**What is asked**
What is the number of lines in these entries that include "screenshot"? Write that number and no other text.

[Entries with page source code]

══════════════════════════════

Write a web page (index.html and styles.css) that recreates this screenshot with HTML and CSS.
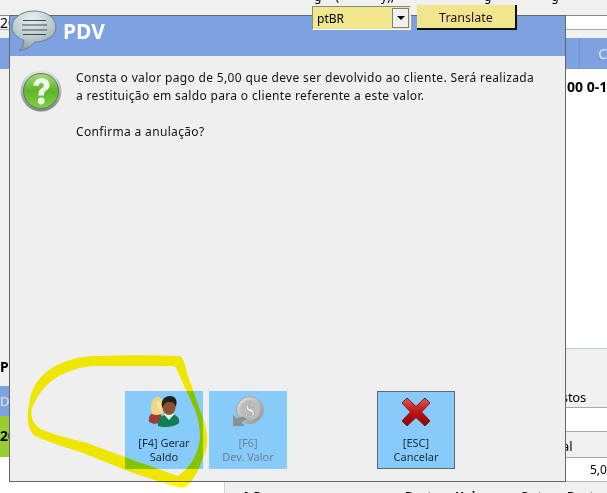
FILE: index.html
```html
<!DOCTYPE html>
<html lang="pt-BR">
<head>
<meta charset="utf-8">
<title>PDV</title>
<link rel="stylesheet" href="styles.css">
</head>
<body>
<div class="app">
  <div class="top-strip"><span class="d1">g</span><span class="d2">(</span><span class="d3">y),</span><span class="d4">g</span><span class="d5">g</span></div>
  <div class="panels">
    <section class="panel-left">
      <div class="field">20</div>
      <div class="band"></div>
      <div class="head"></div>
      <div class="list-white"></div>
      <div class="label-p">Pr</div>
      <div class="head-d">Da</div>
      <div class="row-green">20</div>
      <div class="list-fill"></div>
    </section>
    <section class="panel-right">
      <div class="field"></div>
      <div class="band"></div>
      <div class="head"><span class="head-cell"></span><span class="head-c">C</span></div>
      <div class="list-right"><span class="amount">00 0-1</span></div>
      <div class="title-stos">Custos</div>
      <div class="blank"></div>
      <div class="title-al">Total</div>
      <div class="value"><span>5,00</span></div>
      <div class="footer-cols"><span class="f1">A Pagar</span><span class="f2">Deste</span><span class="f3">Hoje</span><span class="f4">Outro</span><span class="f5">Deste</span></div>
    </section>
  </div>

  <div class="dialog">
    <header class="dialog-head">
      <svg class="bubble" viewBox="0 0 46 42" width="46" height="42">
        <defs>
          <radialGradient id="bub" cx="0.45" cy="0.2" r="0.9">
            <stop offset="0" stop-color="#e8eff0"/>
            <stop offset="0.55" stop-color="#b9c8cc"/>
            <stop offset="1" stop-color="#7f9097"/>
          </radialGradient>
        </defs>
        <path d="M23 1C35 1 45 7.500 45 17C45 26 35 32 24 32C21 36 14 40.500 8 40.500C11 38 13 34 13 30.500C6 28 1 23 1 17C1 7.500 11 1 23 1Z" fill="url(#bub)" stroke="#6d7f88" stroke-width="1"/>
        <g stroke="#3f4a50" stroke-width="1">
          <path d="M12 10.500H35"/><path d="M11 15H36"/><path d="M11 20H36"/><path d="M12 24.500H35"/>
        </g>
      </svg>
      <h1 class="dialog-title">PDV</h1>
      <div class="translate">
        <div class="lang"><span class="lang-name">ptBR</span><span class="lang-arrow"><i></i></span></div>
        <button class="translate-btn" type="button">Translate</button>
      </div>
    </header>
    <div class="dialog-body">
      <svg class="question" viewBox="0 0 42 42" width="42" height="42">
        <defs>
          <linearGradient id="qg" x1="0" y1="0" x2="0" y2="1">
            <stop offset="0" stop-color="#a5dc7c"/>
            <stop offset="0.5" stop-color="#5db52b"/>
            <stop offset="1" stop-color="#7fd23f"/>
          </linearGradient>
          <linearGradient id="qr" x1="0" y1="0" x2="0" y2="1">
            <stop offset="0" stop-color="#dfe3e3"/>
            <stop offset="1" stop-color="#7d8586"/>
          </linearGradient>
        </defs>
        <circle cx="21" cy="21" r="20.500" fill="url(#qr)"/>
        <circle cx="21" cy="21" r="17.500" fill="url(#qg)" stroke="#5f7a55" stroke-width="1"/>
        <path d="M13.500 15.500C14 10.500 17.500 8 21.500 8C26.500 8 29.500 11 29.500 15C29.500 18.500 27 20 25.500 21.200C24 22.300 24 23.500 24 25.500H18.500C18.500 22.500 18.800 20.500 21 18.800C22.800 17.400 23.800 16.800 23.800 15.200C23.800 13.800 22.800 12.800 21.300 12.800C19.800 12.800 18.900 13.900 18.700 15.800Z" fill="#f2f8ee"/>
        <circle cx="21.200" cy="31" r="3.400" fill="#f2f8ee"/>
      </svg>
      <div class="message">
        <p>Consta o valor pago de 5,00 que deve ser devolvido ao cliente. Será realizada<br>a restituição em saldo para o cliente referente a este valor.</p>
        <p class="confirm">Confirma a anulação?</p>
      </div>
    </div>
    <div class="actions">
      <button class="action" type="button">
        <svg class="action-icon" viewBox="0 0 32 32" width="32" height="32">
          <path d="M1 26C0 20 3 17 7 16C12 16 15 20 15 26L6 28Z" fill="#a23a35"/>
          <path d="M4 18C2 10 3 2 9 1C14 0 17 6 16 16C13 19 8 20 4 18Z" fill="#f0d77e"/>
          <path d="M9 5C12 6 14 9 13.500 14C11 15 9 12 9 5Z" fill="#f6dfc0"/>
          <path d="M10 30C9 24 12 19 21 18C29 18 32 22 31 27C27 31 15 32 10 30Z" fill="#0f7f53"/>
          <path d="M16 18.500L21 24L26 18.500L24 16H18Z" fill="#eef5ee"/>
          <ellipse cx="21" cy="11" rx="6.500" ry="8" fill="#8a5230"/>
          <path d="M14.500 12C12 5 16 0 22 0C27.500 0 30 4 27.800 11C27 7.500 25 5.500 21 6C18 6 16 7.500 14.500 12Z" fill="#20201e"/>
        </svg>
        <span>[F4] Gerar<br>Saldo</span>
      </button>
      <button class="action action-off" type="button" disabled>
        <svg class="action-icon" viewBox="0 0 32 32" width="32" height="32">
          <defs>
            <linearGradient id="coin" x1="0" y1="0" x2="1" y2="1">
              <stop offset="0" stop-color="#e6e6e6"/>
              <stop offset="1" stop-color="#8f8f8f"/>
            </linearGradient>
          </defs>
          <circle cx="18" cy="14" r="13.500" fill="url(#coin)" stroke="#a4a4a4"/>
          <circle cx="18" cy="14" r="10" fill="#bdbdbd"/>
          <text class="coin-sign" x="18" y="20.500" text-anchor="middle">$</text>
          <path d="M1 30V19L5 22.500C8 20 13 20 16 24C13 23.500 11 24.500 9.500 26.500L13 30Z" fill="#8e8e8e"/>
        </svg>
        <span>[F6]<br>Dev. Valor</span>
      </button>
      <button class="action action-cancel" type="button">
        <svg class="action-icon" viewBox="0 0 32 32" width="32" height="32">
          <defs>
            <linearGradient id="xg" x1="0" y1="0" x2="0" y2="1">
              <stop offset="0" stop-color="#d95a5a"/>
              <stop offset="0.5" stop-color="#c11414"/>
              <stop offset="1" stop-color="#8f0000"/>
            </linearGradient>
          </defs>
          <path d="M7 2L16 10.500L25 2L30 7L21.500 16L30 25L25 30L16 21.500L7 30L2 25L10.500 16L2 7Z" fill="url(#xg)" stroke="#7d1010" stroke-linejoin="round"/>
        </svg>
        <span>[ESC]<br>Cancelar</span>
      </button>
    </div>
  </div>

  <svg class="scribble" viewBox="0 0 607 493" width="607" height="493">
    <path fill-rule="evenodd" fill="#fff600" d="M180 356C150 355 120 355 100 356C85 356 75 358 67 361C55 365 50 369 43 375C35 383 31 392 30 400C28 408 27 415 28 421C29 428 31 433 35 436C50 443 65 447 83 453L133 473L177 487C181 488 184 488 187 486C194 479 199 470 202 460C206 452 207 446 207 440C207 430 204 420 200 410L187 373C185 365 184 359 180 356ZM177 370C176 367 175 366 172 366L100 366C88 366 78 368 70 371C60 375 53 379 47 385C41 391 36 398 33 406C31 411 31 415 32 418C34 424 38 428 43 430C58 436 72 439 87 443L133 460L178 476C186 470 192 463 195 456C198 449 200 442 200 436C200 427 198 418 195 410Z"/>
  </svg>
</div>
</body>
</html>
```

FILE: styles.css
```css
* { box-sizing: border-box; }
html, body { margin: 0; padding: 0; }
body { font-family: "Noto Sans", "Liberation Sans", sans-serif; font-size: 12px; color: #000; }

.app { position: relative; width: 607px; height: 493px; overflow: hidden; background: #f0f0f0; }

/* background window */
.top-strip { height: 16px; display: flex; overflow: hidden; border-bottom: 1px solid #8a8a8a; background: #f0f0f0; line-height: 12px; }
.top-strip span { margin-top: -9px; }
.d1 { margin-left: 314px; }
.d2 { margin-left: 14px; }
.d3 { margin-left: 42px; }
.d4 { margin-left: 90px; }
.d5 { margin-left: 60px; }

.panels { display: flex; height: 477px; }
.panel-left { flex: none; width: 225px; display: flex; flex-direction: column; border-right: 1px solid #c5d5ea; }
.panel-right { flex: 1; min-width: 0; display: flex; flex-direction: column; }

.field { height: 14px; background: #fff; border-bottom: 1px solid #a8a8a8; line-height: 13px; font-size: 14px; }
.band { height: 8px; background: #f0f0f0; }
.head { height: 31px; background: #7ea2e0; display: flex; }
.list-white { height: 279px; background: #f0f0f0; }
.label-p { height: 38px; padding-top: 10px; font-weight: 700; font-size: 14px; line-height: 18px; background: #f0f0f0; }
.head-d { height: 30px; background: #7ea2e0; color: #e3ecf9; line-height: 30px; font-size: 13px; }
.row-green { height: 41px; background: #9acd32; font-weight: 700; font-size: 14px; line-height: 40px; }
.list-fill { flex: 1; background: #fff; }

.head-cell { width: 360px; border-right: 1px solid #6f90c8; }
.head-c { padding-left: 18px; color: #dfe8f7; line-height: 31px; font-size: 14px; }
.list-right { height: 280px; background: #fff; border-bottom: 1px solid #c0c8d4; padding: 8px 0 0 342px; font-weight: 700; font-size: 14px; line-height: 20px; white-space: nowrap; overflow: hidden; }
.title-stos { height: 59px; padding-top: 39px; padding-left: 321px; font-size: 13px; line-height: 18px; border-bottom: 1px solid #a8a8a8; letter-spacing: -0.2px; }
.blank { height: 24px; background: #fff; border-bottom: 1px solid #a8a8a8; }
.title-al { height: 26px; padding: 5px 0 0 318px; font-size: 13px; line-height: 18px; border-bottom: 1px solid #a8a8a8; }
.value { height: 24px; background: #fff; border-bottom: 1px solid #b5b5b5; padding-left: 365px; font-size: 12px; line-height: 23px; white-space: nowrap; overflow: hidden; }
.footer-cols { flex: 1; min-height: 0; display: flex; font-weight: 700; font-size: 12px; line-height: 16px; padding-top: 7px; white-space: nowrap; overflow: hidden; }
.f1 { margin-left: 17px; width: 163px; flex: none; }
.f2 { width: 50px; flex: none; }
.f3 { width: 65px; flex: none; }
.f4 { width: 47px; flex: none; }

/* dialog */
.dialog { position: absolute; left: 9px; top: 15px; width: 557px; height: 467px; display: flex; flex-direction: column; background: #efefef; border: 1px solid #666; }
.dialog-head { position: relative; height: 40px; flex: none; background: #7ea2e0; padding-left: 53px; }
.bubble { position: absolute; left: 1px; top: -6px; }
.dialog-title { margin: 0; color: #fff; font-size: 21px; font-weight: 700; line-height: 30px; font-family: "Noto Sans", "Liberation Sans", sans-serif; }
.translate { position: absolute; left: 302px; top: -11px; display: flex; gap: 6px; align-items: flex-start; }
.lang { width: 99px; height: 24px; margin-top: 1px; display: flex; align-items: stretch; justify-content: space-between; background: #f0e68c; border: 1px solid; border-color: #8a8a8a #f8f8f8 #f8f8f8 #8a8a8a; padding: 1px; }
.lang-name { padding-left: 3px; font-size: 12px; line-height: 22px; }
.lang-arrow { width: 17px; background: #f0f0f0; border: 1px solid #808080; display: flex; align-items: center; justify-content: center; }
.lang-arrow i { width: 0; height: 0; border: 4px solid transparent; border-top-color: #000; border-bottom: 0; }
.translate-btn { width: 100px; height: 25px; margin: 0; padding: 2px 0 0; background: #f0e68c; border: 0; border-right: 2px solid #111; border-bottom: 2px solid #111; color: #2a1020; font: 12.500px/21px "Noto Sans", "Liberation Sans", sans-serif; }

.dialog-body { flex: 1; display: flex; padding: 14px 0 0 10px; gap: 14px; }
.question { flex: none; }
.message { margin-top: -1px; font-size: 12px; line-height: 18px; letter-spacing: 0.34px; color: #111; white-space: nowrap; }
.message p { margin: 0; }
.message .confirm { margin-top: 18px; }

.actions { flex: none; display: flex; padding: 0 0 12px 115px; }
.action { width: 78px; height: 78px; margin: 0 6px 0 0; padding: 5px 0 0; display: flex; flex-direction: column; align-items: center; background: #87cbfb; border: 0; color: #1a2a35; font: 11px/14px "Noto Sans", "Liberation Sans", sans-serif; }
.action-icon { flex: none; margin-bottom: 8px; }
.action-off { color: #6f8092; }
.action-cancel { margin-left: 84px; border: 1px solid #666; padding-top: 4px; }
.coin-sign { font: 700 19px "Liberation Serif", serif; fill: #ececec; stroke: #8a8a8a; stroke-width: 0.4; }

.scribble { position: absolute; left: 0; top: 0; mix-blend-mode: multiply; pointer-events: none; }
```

══════════════════════════════

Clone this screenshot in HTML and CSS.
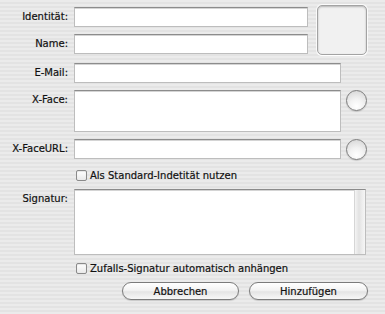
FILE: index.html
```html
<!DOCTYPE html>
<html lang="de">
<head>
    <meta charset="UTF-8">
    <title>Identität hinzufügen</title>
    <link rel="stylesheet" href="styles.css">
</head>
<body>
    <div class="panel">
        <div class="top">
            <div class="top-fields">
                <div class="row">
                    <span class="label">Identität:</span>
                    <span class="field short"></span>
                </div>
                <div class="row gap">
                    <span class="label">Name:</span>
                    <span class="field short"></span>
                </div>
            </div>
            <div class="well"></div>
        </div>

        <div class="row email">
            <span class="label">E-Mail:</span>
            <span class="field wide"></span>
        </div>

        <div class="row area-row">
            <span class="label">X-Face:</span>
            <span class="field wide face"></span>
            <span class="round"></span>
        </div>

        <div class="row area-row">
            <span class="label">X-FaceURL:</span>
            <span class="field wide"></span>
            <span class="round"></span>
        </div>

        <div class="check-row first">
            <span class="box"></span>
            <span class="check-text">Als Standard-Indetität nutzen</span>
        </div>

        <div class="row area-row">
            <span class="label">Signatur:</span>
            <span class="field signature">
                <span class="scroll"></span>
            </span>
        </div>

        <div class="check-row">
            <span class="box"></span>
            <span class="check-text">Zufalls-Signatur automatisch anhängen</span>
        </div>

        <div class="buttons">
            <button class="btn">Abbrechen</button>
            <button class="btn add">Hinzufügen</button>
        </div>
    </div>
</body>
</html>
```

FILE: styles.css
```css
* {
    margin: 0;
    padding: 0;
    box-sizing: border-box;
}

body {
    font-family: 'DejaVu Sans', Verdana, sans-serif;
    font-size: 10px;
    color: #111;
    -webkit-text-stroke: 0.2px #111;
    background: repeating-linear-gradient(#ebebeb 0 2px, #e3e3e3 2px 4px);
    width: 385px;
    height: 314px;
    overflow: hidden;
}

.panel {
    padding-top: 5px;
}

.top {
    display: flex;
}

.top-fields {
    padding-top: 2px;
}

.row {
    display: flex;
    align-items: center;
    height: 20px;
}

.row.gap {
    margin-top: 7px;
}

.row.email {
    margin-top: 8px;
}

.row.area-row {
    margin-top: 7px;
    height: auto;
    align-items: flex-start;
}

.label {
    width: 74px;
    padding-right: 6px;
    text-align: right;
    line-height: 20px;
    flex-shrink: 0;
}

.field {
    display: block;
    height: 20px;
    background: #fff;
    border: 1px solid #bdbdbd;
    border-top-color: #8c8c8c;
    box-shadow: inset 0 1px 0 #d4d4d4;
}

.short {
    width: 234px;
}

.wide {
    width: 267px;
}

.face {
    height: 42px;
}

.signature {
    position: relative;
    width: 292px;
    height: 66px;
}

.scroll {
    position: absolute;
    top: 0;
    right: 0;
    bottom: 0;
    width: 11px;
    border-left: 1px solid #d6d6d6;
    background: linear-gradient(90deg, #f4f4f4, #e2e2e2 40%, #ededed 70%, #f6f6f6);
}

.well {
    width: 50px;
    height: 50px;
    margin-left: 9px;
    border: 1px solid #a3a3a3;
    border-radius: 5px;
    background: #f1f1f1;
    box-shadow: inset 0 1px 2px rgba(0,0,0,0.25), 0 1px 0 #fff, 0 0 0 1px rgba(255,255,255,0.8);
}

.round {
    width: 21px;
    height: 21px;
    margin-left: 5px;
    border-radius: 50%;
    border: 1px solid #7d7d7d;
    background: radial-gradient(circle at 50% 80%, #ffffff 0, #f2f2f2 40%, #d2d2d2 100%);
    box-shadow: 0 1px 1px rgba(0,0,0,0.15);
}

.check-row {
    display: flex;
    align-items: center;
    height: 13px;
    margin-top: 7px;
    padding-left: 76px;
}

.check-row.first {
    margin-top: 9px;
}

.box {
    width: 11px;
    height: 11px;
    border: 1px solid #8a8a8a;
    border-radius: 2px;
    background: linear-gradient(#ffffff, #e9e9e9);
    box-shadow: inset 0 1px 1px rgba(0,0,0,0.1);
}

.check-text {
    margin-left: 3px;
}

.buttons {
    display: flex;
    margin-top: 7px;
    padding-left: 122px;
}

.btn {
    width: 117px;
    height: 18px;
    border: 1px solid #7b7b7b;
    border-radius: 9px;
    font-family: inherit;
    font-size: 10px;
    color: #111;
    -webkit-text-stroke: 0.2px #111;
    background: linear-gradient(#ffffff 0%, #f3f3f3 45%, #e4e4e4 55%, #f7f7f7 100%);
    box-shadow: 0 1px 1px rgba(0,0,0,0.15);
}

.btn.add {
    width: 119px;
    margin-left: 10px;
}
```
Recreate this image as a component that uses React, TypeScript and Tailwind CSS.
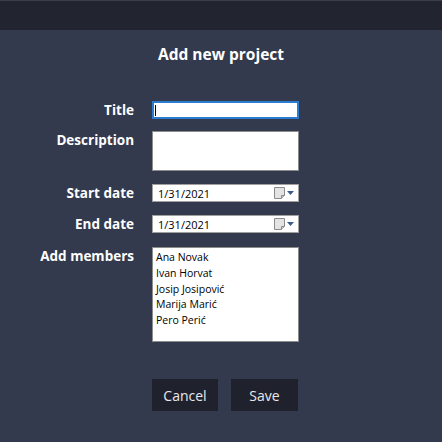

══════════════════════════════

**Response to this exercise**
2